[WHAT NEEDS TO BE DONE]
Every line that holds the string "React" is to be identified and copied.

[SUPPLIED MATERIAL]
-------------------------

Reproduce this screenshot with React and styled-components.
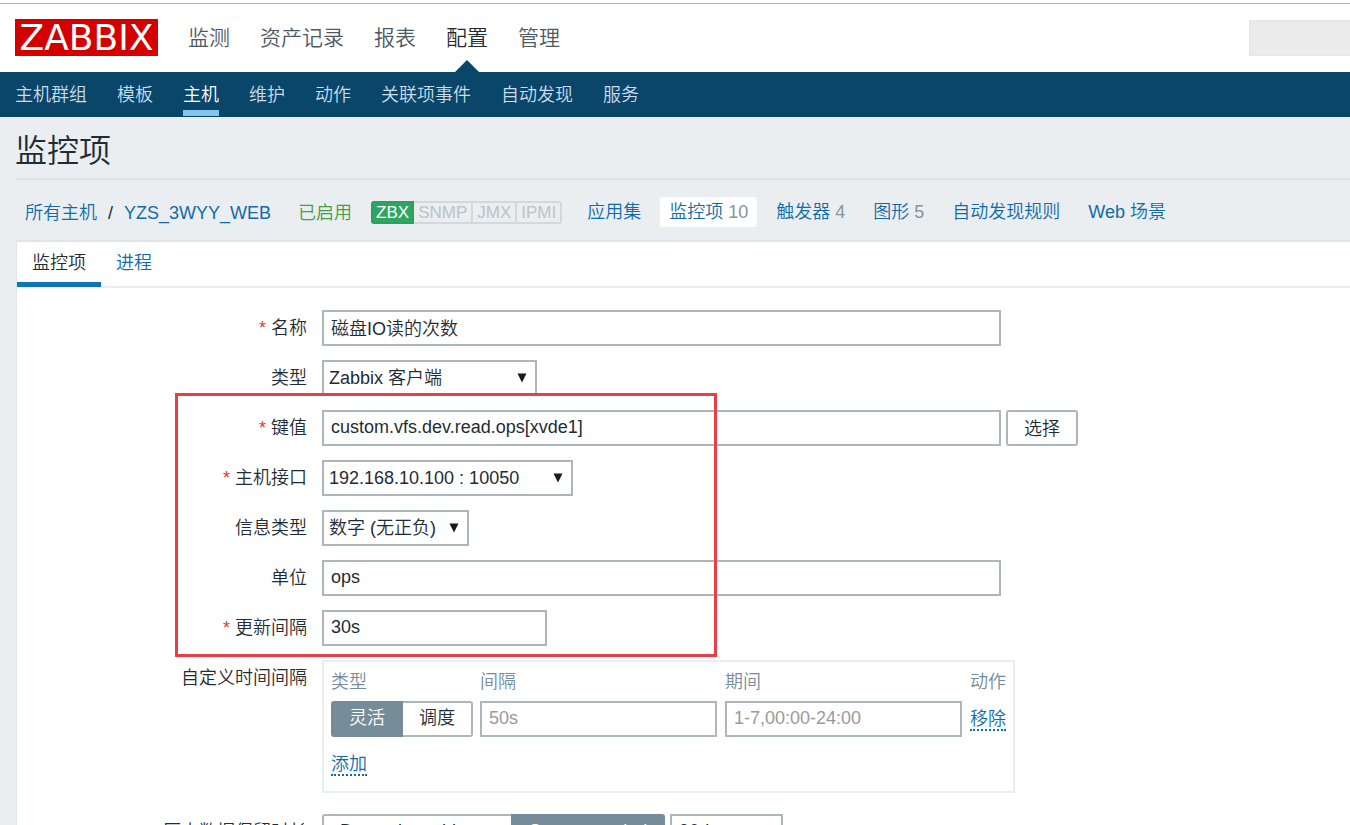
import React, { useState } from "react";
import styled, { createGlobalStyle, css } from "styled-components";

const color = {
  text: "#1f2c33",
  link: "#0f6ca8",
  muted: "#768d99",
  border: "#acb7bb",
  line: "#dfe4e7",
  page: "#ebeef0",
  navy: "#0a466a",
  red: "#e5404a",
};

const GlobalStyle = createGlobalStyle`
  *, *::before, *::after { box-sizing: border-box; }
  body {
    margin: 0;
    background: ${color.page};
    color: ${color.text};
    font: 350 18px/24px "Liberation Sans", "Noto Sans CJK SC", sans-serif;
  }
  input, select, button { font: inherit; color: inherit; }
  a { color: ${color.link}; text-decoration: none; }
`;

const Page = styled.div`
  height: 100vh;
  overflow: hidden;
  padding-top: 3px;
  background: #fff;
`;

const Header = styled.header`
  display: flex;
  align-items: center;
  height: 69px;
  padding-left: 15px;
  border-top: 1px solid #b2b4b8;
`;

const Logo = styled.a`
  width: 143px;
  height: 37px;
  margin: 0 30px 1px 0;
  background: #d40000;
  color: #fff;
  font: 400 36px/37px "DejaVu Sans", sans-serif;
  text-align: center;
`;

const MainNav = styled.nav`
  display: flex;
  gap: 30px;
  align-self: stretch;
`;

const MainLink = styled.a`
  position: relative;
  display: flex;
  align-items: center;
  font-size: 21px;
  color: ${(p) => (p.$active ? color.text : "#4d5a63")};
  ${(p) =>
    p.$active &&
    css`
      &::after {
        content: "";
        position: absolute;
        bottom: 0;
        left: 50%;
        margin-left: -12px;
        border: 12px solid transparent;
        border-top-width: 0;
        border-bottom-color: ${color.navy};
      }
    `}
`;

const Search = styled.input`
  width: 101px;
  height: 36px;
  margin-left: auto;
  border: 2px solid #e7e7e7;
  border-right: 0;
  background: #ececec;
`;

const SubNav = styled.nav`
  display: flex;
  gap: 30px;
  height: 45px;
  padding: 0 15px 1px;
  background: ${color.navy};
`;

const SubLink = styled.a`
  padding-top: 11px;
  border-bottom: 6px solid ${(p) => (p.$active ? "#7fc4ef" : "transparent")};
  color: ${(p) => (p.$active ? "#fff" : "#c9dcea")};
`;

const Content = styled.main`
  padding-left: 15px;
  background: ${color.page};
`;

const Title = styled.h1`
  margin: 0;
  padding: 14px 0 7px;
  border-bottom: 2px solid ${color.line};
  font-size: 32px;
  line-height: 40px;
  font-weight: 350;
`;

const Crumbs = styled.nav`
  display: flex;
  align-items: center;
  height: 60px;
  padding: 4px 0 0 10px;
  white-space: nowrap;
`;

const HostPath = styled.div`
  display: flex;
  gap: 11px;
  margin-right: 27px;
  padding-top: 2px;
`;

const Enabled = styled.span`
  margin-right: 19px;
  padding-top: 2px;
  color: #429e47;
`;

const Badges = styled.div`
  display: flex;
  margin-right: 16px;
  line-height: 19px;
`;

const Badge = styled.span`
  height: 23px;
  padding: 0 ${(p) => (p.$on ? "3px" : "4px")};
  border: 2px solid ${(p) => (p.$on ? "#2f9f5e" : "#d3d8db")};
  border-left-width: ${(p) => (p.$on ? "2px" : "0")};
  background: ${(p) => (p.$on ? "#2fa562" : "transparent")};
  color: ${(p) => (p.$on ? "#fff" : "#bcc3c7")};
  font-size: 17px;
  &:first-child { border-radius: 3px 0 0 3px; }
  &:last-child { border-radius: 0 3px 3px 0; }
`;

const Sections = styled.div`
  display: flex;
  gap: 10px;
`;

const SectionLink = styled.a`
  height: 30px;
  padding: 3px 9px;
  border-radius: 3px;
  background: ${(p) => (p.$active ? "#fff" : "transparent")};
`;

const Count = styled.span`
  color: #87949b;
`;

const Panel = styled.section`
  margin-left: 1px;
  border: solid ${color.line};
  border-width: 2px 0 0 1px;
  background: #fff;
`;

const Tabs = styled.div`
  display: flex;
  height: 46px;
  border-bottom: 2px solid ${color.page};
`;

const Tab = styled.button`
  height: 45px;
  padding: 1px 15px 0;
  border: 0;
  border-bottom: 5px solid ${(p) => (p.$active ? "#0f75b5" : "transparent")};
  background: none;
  color: ${(p) => (p.$active ? color.text : color.link)};
`;

const Form = styled.form`
  position: relative;
  display: flex;
  flex-direction: column;
  gap: 14px;
  padding: 22px 0;
`;

const Row = styled.div`
  display: grid;
  grid-template-columns: 290px 1fr;
  column-gap: 15px;
  margin-bottom: ${(p) => (p.$last ? "7px" : "0")};
`;

const Label = styled.label`
  padding-top: 6px;
  text-align: right;
  white-space: nowrap;
  &::before {
    content: ${(p) => (p.$required ? '"* "' : "none")};
    color: #e33734;
  }
`;

const Fields = styled.div`
  display: flex;
  gap: 5px;
`;

const widths = { full: "679px", medium: "225px", small: "113px", cell: "237px" };

const Input = styled.input`
  display: block;
  width: ${(p) => widths[p.$size]};
  height: 36px;
  padding: 0 7px 2px;
  border: 2px solid ${color.border};
  border-radius: 0;
  background: #fff;
  &::placeholder { color: #9a9a9a; opacity: 1; }
`;

const SelectBox = styled.div`
  position: relative;
  width: ${(p) => p.$width};
`;

const SelectControl = styled.select`
  appearance: none;
  width: 100%;
  height: 36px;
  padding: 0 24px 0 5px;
  border: 2px solid ${color.border};
  border-radius: 0;
  background: #fff;
`;

const Arrow = styled.svg`
  position: absolute;
  top: 13px;
  right: 10px;
  pointer-events: none;
`;

const Button = styled.button`
  width: 72px;
  height: 36px;
  padding: 2px 0 0;
  border: 2px solid ${color.border};
  border-radius: 3px;
  background: #fff;
`;

const IntervalBox = styled.div`
  width: 693px;
  height: 133px;
  padding: 0 7px;
  border: 2px solid ${color.page};
`;

const IntervalTable = styled.table`
  border-collapse: collapse;
  table-layout: fixed;
  width: 100%;
  th, td { padding: 0; text-align: left; white-space: nowrap; }
  th { height: 39px; color: ${color.muted}; font-weight: 350; }
  th:nth-child(1) { width: 149px; }
  th:nth-child(2), th:nth-child(3) { width: 245px; }
  tfoot td { height: 54px; }
`;

const ActionLink = styled.a`
  border-bottom: 2px dotted ${color.link};
`;

const SegmentGroup = styled.div`
  display: inline-flex;
  vertical-align: top;
`;

const Segment = styled.label`
  height: 36px;
  padding: 3px 16px 5px;
  border: 2px solid ${color.border};
  white-space: nowrap;
  &:first-child { border-right-width: 0; border-radius: 3px 0 0 3px; }
  &:last-child { border-left-width: 0; border-radius: 0 3px 3px 0; }
  &:has(input:checked) {
    border-width: 2px;
    border-color: ${color.muted};
    background: ${color.muted};
    color: #fff;
  }
`;

const HiddenRadio = styled.input`
  position: absolute;
  width: 1px;
  height: 1px;
  margin: 0;
  opacity: 0;
  pointer-events: none;
`;

const Highlight = styled.div`
  position: absolute;
  top: 105px;
  left: 158px;
  width: 542px;
  height: 264px;
  border: 3px solid ${color.red};
  pointer-events: none;
`;

function Select({ id, width, value }) {
  return (
    <SelectBox $width={width}>
      <SelectControl id={id} defaultValue={value}>
        <option>{value}</option>
      </SelectControl>
      <Arrow width="10" height="10" viewBox="0 0 10 10" aria-hidden="true">
        <path d="M0.5 0.5H9.5L5 9.5Z" fill="#1b1b1b" />
      </Arrow>
    </SelectBox>
  );
}

function Segments({ name, options, initial }) {
  const [value, setValue] = useState(initial);
  return (
    <SegmentGroup role="radiogroup" aria-label={name}>
      {options.map((o) => (
        <Segment key={o}>
          <HiddenRadio type="radio" name={name} checked={value === o} onChange={() => setValue(o)} />
          {o}
        </Segment>
      ))}
    </SegmentGroup>
  );
}

function Field({ id, label, required, last, children }) {
  return (
    <Row $last={last}>
      <Label htmlFor={id} $required={required}>{label}</Label>
      <Fields>{children}</Fields>
    </Row>
  );
}

const mainItems = ["监测", "资产记录", "报表", "配置", "管理"];
const subItems = ["主机群组", "模板", "主机", "维护", "动作", "关联项事件", "自动发现", "服务"];
const sections = [
  ["应用集"],
  ["监控项", 10],
  ["触发器", 4],
  ["图形", 5],
  ["自动发现规则"],
  ["Web 场景"],
];

export default function App() {
  return (
    <Page>
      <GlobalStyle />
      <Header>
        <Logo href="#">ZABBIX</Logo>
        <MainNav>
          {mainItems.map((t) => (
            <MainLink key={t} href="#" $active={t === "配置"}>{t}</MainLink>
          ))}
        </MainNav>
        <Search type="search" aria-label="搜索" />
      </Header>
      <SubNav>
        {subItems.map((t) => (
          <SubLink key={t} href="#" $active={t === "主机"}>{t}</SubLink>
        ))}
      </SubNav>
      <Content>
        <Title>监控项</Title>
        <Crumbs>
          <HostPath>
            <a href="#">所有主机</a>
            <span>/</span>
            <a href="#">YZS_3WYY_WEB</a>
          </HostPath>
          <Enabled>已启用</Enabled>
          <Badges>
            <Badge $on>ZBX</Badge>
            <Badge>SNMP</Badge>
            <Badge>JMX</Badge>
            <Badge>IPMI</Badge>
          </Badges>
          <Sections>
            {sections.map(([t, n]) => (
              <SectionLink key={t} href="#" $active={t === "监控项"}>
                {t}
                {n && <Count> {n}</Count>}
              </SectionLink>
            ))}
          </Sections>
        </Crumbs>
        <Panel>
          <Tabs>
            <Tab type="button" $active>监控项</Tab>
            <Tab type="button">进程</Tab>
          </Tabs>
          <Form>
            <Field id="name" label="名称" required>
              <Input id="name" $size="full" defaultValue="磁盘IO读的次数" />
            </Field>
            <Field id="type" label="类型">
              <Select id="type" width="215px" value="Zabbix 客户端" />
            </Field>
            <Field id="key" label="键值" required>
              <Input id="key" $size="full" defaultValue="custom.vfs.dev.read.ops[xvde1]" />
              <Button type="button">选择</Button>
            </Field>
            <Field id="interface" label="主机接口" required>
              <Select id="interface" width="251px" value="192.168.10.100 : 10050" />
            </Field>
            <Field id="value-type" label="信息类型">
              <Select id="value-type" width="147px" value="数字 (无正负)" />
            </Field>
            <Field id="units" label="单位">
              <Input id="units" $size="full" defaultValue="ops" />
            </Field>
            <Field id="delay" label="更新间隔" required>
              <Input id="delay" $size="medium" defaultValue="30s" />
            </Field>
            <Field id="custom-delay" label="自定义时间间隔" last>
              <IntervalBox>
                <IntervalTable>
                  <thead>
                    <tr>
                      <th>类型</th>
                      <th>间隔</th>
                      <th>期间</th>
                      <th>动作</th>
                    </tr>
                  </thead>
                  <tbody>
                    <tr>
                      <td><Segments name="间隔类型" options={["灵活", "调度"]} initial="灵活" /></td>
                      <td><Input id="custom-delay" $size="cell" placeholder="50s" /></td>
                      <td><Input aria-label="期间" $size="cell" placeholder="1-7,00:00-24:00" /></td>
                      <td><ActionLink href="#">移除</ActionLink></td>
                    </tr>
                  </tbody>
                  <tfoot>
                    <tr>
                      <td colSpan={4}><ActionLink href="#">添加</ActionLink></td>
                    </tr>
                  </tfoot>
                </IntervalTable>
              </IntervalBox>
            </Field>
            <Field id="history" label="历史数据保留时长">
              <Segments
                name="历史数据"
                options={["Do not keep history", "Storage period"]}
                initial="Storage period"
              />
              <Input id="history" $size="small" defaultValue="90d" />
            </Field>
            <Highlight />
          </Form>
        </Panel>
      </Content>
    </Page>
  );
}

-------------------------

[ANSWER TO THIS EXERCISE]
Reproduce this screenshot with React and styled-components.
import React, { useState } from "react";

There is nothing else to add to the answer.